Nell’immagine di Eschilo, l’ordine cosmico è garantito dall’equilibrio tra azione umana e volontà divina, che si influenzano e determinano reciprocamente. In sintesi, nella determinazione del destino mortale influiscono sia l’uomo sia dio. Occorre in ogni caso ricordare che nel teatro eschileo non viene punita la felicità ma la colpa, generata da una scelta libera dell’empietà e che, una volta commessa, sottopone l’individuo a una serie di inevitabili conseguenze in quanto delitto genera delitto. La colpa nasce dalla difficoltà umana di interpretare la realtà in cui vive, segnata da una spiccata ambiguità. Non è possibile vantarsi di essere felici, perché repentinamente si può passare dalla condizione di vittima a quella di carnefice e viceversa. E vano è cercare di opporsi all’inesorabile corso degli eventi. Eppure i personaggi eschilei sono attraversati dall’urgente e imperioso bisogno di dire e di agire, per cui lottano e si sforzano di arrestare la catena di omicidi e di efferatezze che li soverchia.

 

Rispetto al disordine, chaos, del reale e del ricco passato mitico, il dramma interviene nel tentativo di fissare un ordine, kosmos, e di cogliere un senso. Indossando una maschera, espressione del desiderio di uscire dalla propria identità per rivestire un ruolo altro da sé, l’attore diviene simbolicamente l’eroe che svela e disvela il volto del reale. È agitato da passioni e vittima delle stesse.
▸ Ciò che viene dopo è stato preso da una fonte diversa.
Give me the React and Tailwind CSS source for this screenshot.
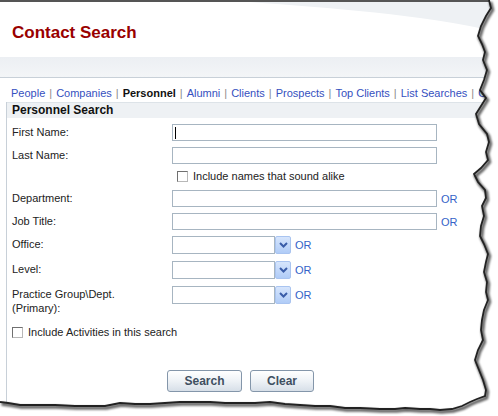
import React from 'react';

const tabs = ['People', 'Companies', 'Personnel', 'Alumni', 'Clients', 'Prospects', 'Top Clients', 'List Searches', 'Other'];

// torn paper outline, right side then bottom
const edge = [
  [489, 0], [491, 8], [486, 16], [481, 26], [478, 36], [482, 44], [485, 52], [483, 60], [487, 70], [484, 80],
  [480, 90], [486, 98], [481, 106], [476, 114], [479, 124], [487, 134], [489, 142], [486, 152], [488, 160],
  [481, 168], [474, 174], [478, 182], [485, 190], [486, 198], [482, 206], [484, 216], [481, 226], [480, 236],
  [484, 244], [488, 254], [486, 262], [484, 272], [487, 282], [486, 292], [488, 300], [484, 310], [482, 320],
  [481, 330], [483, 340], [478, 350], [475, 360], [479, 370], [483, 380], [486, 390], [485, 396], [477, 399],
  [470, 402], [462, 406], [452, 409], [440, 410], [430, 409], [420, 409], [405, 408], [395, 409], [380, 409],
  [360, 408], [345, 408], [330, 406], [315, 406], [300, 405], [285, 404], [270, 402], [255, 403], [240, 403],
  [225, 403], [210, 402], [195, 402], [180, 402], [165, 403], [150, 404], [135, 404], [120, 403], [105, 406],
  [90, 406], [75, 406], [55, 405], [35, 405], [20, 405], [8, 403], [0, 402],
];
const edgeLine = edge.map((p, i) => `${i ? 'L' : 'M'}${p[0]} ${p[1]}`).join(' ');

const TextInput = ({ caret }) => (
  <div className="w-[265px] h-[17px] border border-[#a7b5c1] bg-white relative">
    {caret && <div className="absolute left-[2px] top-[2px] w-px h-[12px] bg-black" />}
  </div>
);

const Select = () => (
  <div className="flex w-[119px] h-[18px]">
    <div className="flex-1 border border-[#a7b5c1] bg-white" />
    <div className="w-[16px] h-[18px] rounded-[2px] border border-[#a9c4f0] bg-gradient-to-b from-[#d6e5fc] to-[#b0ccf7] flex items-center justify-center">
      <svg width="9" height="6" viewBox="0 0 9 6">
        <path d="M1 1 L4.5 4.5 L8 1" fill="none" stroke="#3a5da8" strokeWidth="2" />
      </svg>
    </div>
  </div>
);

const Or = () => <span className="text-[#3563c8] ml-[4px] leading-[14px] mt-[2px]">OR</span>;

const Checkbox = () => (
  <div className="w-[11px] h-[11px] border border-[#707070] border-r-[#b8b8b8] border-b-[#b8b8b8] bg-white" />
);

const Row = ({ label, children, className = '' }) => (
  <div className={`flex items-start ${className}`}>
    <div className="w-[160px] leading-[14px] pt-px">{label}</div>
    {children}
  </div>
);

const Button = ({ children, w }) => (
  <button className={`${w} h-[22px] rounded-[3px] border border-[#8496aa] bg-gradient-to-b from-[#ffffff] via-[#eef2f6] to-[#d7dfe8] text-[12px] font-bold text-[#3f4f61]`}>
    {children}
  </button>
);

export default function App() {
  return (
    <div className="w-[498px] h-[416px] relative overflow-hidden bg-white text-[11px] text-[#222]" style={{ fontFamily: '"Liberation Sans", Arial, sans-serif' }}>
      {/* page header */}
      <div className="h-[57px] border-t-2 border-[#555] relative">
        <svg className="absolute inset-0" width="498" height="55" viewBox="0 0 498 55">
          <path d="M250 0 C 330 6, 420 12, 498 30 L498 0 Z" fill="#eef1f4" />
        </svg>
        <h1 className="relative pl-[12px] pt-[21px] text-[17px] leading-[20px] font-bold text-[#990000]">Contact Search</h1>
      </div>
      <div className="h-[21px] bg-gradient-to-b from-[#eceff3] to-[#f3f5f7] border-b border-[#c8d0d8]" />

      {/* tab links */}
      <div className="flex items-center h-[24px] pl-[11px] pt-[6px] whitespace-nowrap">
        {tabs.map((t, i) => (
          <React.Fragment key={t}>
            {i > 0 && <span className="text-[#8a8a8a] mx-[4px]">|</span>}
            <span className={t === 'Personnel' ? 'font-bold text-[#111]' : 'text-[#3550c0]'}>{t}</span>
          </React.Fragment>
        ))}
      </div>

      {/* search panel */}
      <div className="ml-[6px] border-l border-[#c8d0d8] h-[320px]">
        <div className="h-[16px] bg-[#eef1f4] border-t border-[#dde3e8] pl-[5px] font-bold text-[12px] leading-[15px] text-[#111]">Personnel Search</div>
        <div className="pl-[5px] pt-[6px]">
          <Row label="First Name:"><TextInput caret /></Row>
          <Row label="Last Name:" className="mt-[6px]"><TextInput /></Row>
          <div className="flex items-center mt-[6px] ml-[165px] h-[12px]">
            <Checkbox />
            <span className="ml-[5px] leading-[12px]">Include names that sound alike</span>
          </div>
          <Row label="Department:" className="mt-[8px]"><TextInput /><Or /></Row>
          <Row label="Job Title:" className="mt-[6px]"><TextInput /><Or /></Row>
          <Row label="Office:" className="mt-[6px]"><Select /><Or /></Row>
          <Row label="Level:" className="mt-[7px]"><Select /><Or /></Row>
          <Row label={<>Practice Group\Dept.<br />(Primary):</>} className="mt-[7px]"><Select /><Or /></Row>
          <div className="flex items-center mt-[11px] h-[12px]">
            <Checkbox />
            <span className="ml-[5px] leading-[12px]">Include Activities in this search</span>
          </div>
          <div className="flex gap-[8px] ml-[155px] mt-[32px]">
            <Button w="w-[75px]">Search</Button>
            <Button w="w-[64px]">Clear</Button>
          </div>
        </div>
      </div>

      {/* torn edge */}
      <svg className="absolute inset-0 pointer-events-none" width="498" height="416" viewBox="0 0 498 416">
        <defs>
          <filter id="soft" x="-10%" y="-10%" width="120%" height="120%">
            <feGaussianBlur stdDeviation="1.2" />
          </filter>
        </defs>
        <path d={`M0 0 H498 V416 H0 Z ${edgeLine} L0 0 Z`} fill="#fff" fillRule="evenodd" />
        <path d={edgeLine} transform="translate(1.5 2)" fill="none" stroke="#000" strokeWidth="3.5" opacity="0.6" filter="url(#soft)" />
        <path d={edgeLine} fill="none" stroke="#222" strokeWidth="1.8" />
      </svg>
    </div>
  );
}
In tal senso il teatro di Eschilo è specchio dei tempi: è la sintesi dell’avventura umana condannata a lottare contro lo scacco della sorte. Ed è proprio in questo eterno insanabile dibattimento che si consuma e si dispiega il dramma collettivo. Ed è proprio qui che risiede il tributo del tragediografo. Non si può parlare ancora di una visione pienamente antropocentrica, ma il processo di interiorizzazione può senza dubbio dirsi avviato.